Starbucks Corp.’s shares dropped 3.2% in extended trading after its third quarter earnings missed the estimates of Wall Street analysts. This was mainly due to the impact of the pandemic continuation, which lowered store traffic and sales growth.
The coffee chain reported adjusted earnings of 78 cents per share, below the 84 cents per share expected by analysts. The net income rose to $1.15 billion, or 97 cents per share, up from $315.2 million, or 26 cents per share, in the same quarter last year. Sales rose 73% from the same period last year to $7.5 billion, but it still fell short of analysts’ estimates of $7.68 billion.
Starbucks also announced that it is experiencing supply chain problems because of the Covid-19 resurgence. The company is struggling with staff shortages and rise in costs, and has started to reduce the working hours of some retail staff, which could impact the company’s service levels.

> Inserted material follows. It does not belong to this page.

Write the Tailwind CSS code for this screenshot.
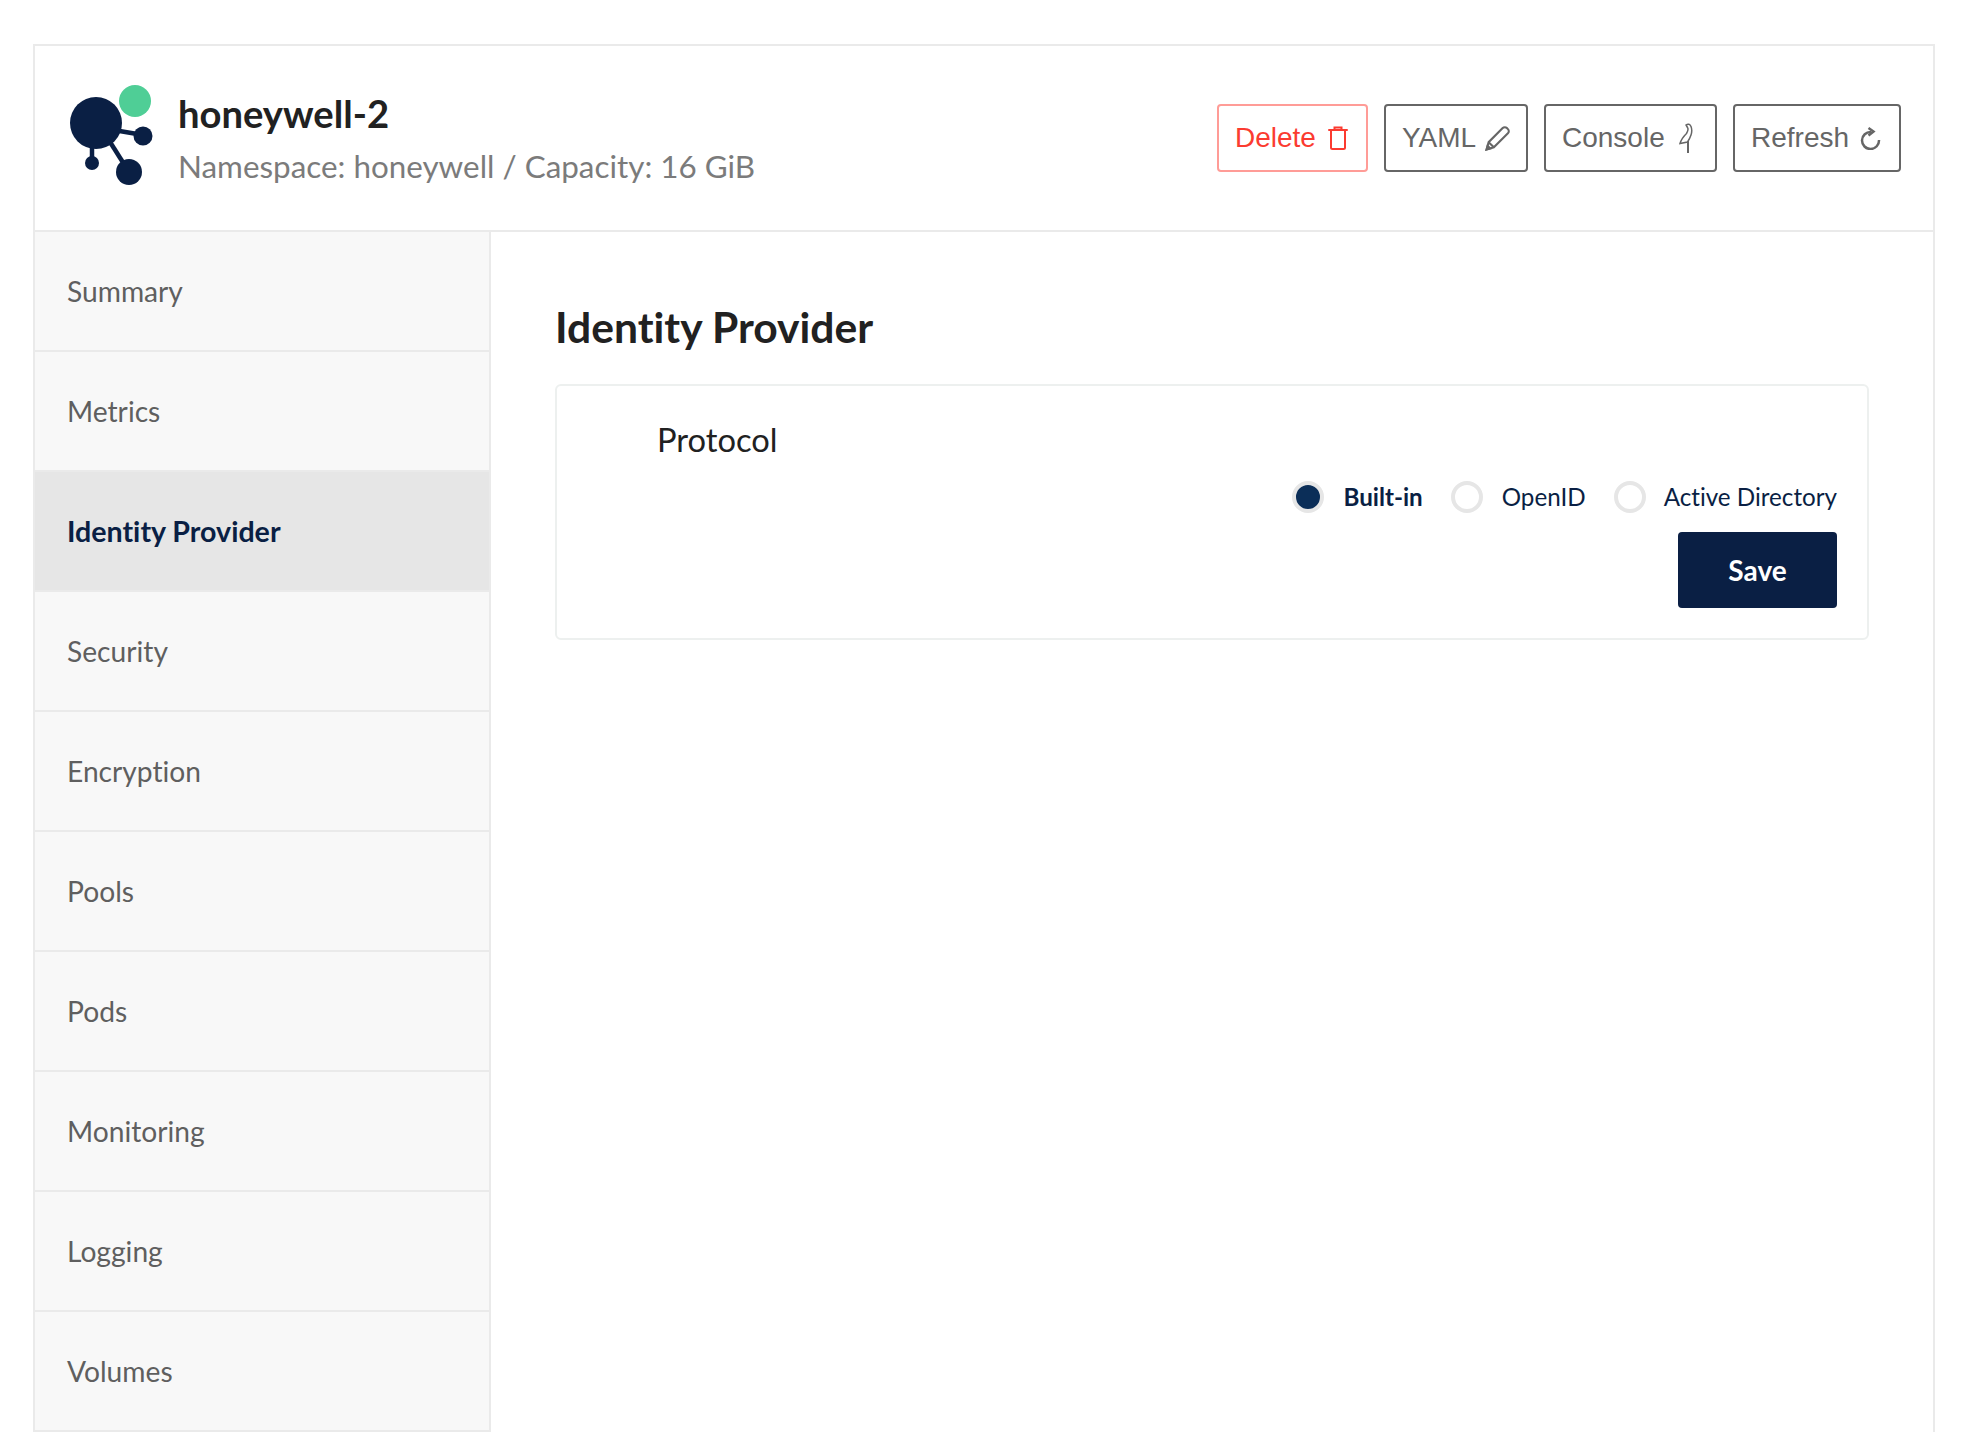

Moreover, Starbucks is also facing challenges in key international markets, including China. The company reported less-than-expected China same-store sales growth, which rose 19%, missing the projected rate of 27% growth. As per analysts, competition in China is tough with local rivals like Luckin Coffee and HeyTea expanding their stores, which could severely dent Starbucks’ market share.
However, Starbucks boosted its full-year earnings forecast despite the current challenges. The company now expects adjusted earnings per share in the range of $3.20 to $3.25, up from the prior forecast of $2.90 to $3.00. For the fiscal fourth quarter, Starbucks expects to earn between 88 cents and 93 cents per share, notably lower than current analysts’ expectations of $1.01 per share.